И я, листик с кленового дерева,
Облетел к суровым ногам[372].
Когда на свет появился долгожданный сын, Цветаева, вероятно, решила, что это и есть то чудесное, божественное дитя, о котором она всегда мечтала. Надежды эти, однако, не сбылись. Впрочем, мы не знаем, осознавала ли Цветаева недостатки Мура и собственные родительские упущения, – это загадка, неотделимая от причин, приведших ее к самоубийству. Во всяком случае, к концу своей жизни она начала чувствовать, что живая она представляет для своего сына большее бремя и помеху, чем если бы была мертва[373]. Мария Белкина показывает, как ранняя формула Цветаевой «пока жива – <…> Муру должно быть хорошо» превращается в противоположную: «Я должна уйти, чтобы не мешать Муру…»[374] Страстным желанием иметь сына Цветаева была одержима задолго до его рождения, оно несомненно было связано с ее мифопоэтическими попытками включиться в линию литературного наследования по мужской линии. Как это ни ужасно, первое стихотворение, которое она написала после «Две руки, легко опущенные…», озаглавленное «Сын» – это мечта о сыне, который когда-нибудь заменит ей трагически потерянную дочь. Она метафорически изображает его как свое высшее поэтическое достижение:
И как не умереть поэту,
Когда поэма удалась!
Так, выступив из черноты бессонной
Кремлевских башенных вершин,
Предстал мне в предрассветном сонме
Тот, кто еще придет – мой сын.
Все время беременности Муром и после его рождения письма Цветаевой наполнены им. Она воображает его мужской ипостасью своего «я» и хлопочет над ним с исступлением, далеко превосходящим материнскую заботу, доходя до почти религиозного экстаза. Во втором стихотворении цикла «Под шалью», «Запечатленный, как рот оракула…» (2: 240), написанном в период беременности, есть даже намек на то, что Мур станет современным пророком или святым («Женщина, в тайнах, как в шалях, ширишься, / В шалях, как в тайнах, длишься»). Очень странные рассказы Цветаевой в письмах о поведении Мура в ее утробе отвечают традиции жизнеописаний византийских святых[375]. Решение назвать мальчика Георгием – именем ее самого любимого святого и небесного покровителя Москвы – также говорит о фантастически преувеличенных ожиданиях, которые она проецировала на этого ребенка.

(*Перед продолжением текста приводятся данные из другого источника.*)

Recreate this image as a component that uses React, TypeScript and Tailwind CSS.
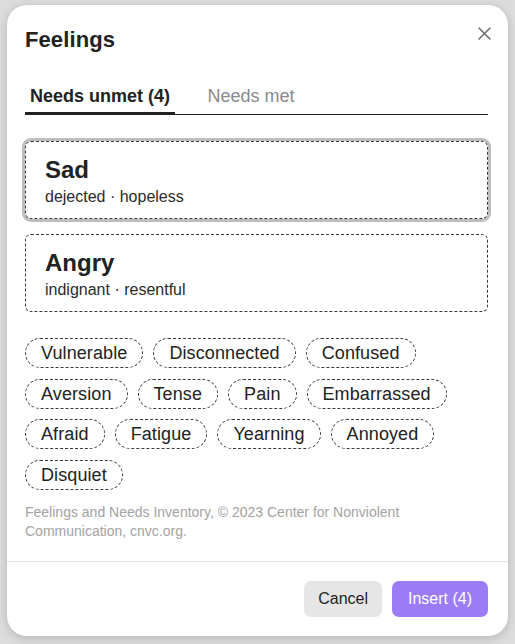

После рождения Мура Цветаева полностью поглощена страстной любовью к нему; она отдает ему всю себя целиком. Одновременно она насыщает его Россией, которой он никогда не видел, как в «Стихах к сыну»: «Я, что в тебя – всю Русь / Вкачала – как насосом!» (2: 301). Она мечтает о том, чтобы жить с ним вдвоем на острове – на том самом острове, который раньше ассоциировался для нее с поэтическим изгнанием, с истинной родиной ее одинокой души, – где они соединятся в круговой поруке взаимной любви, защищенной от вторжений извне[376]. Любовь Цветаевой к сыну – это, в определенном смысле, ее завершающая, идеальная попытка слияния с собственной «мужской сущностью» или alter ego, слияния, к которому она стремилась на протяжении всей своей творческой жизни. К сожалению, она не хотела понять (или хотя бы признать), что Мур, при всем его уме и способностях, был ребенком угрюмым, неприятным, по многим свидетельствам эгоистичным, невнимательным, грубым и с некоторым эмоциональным дефектом (об этом свидетельствуют лаконичные записи в его дневнике, сделанные после смерти матери).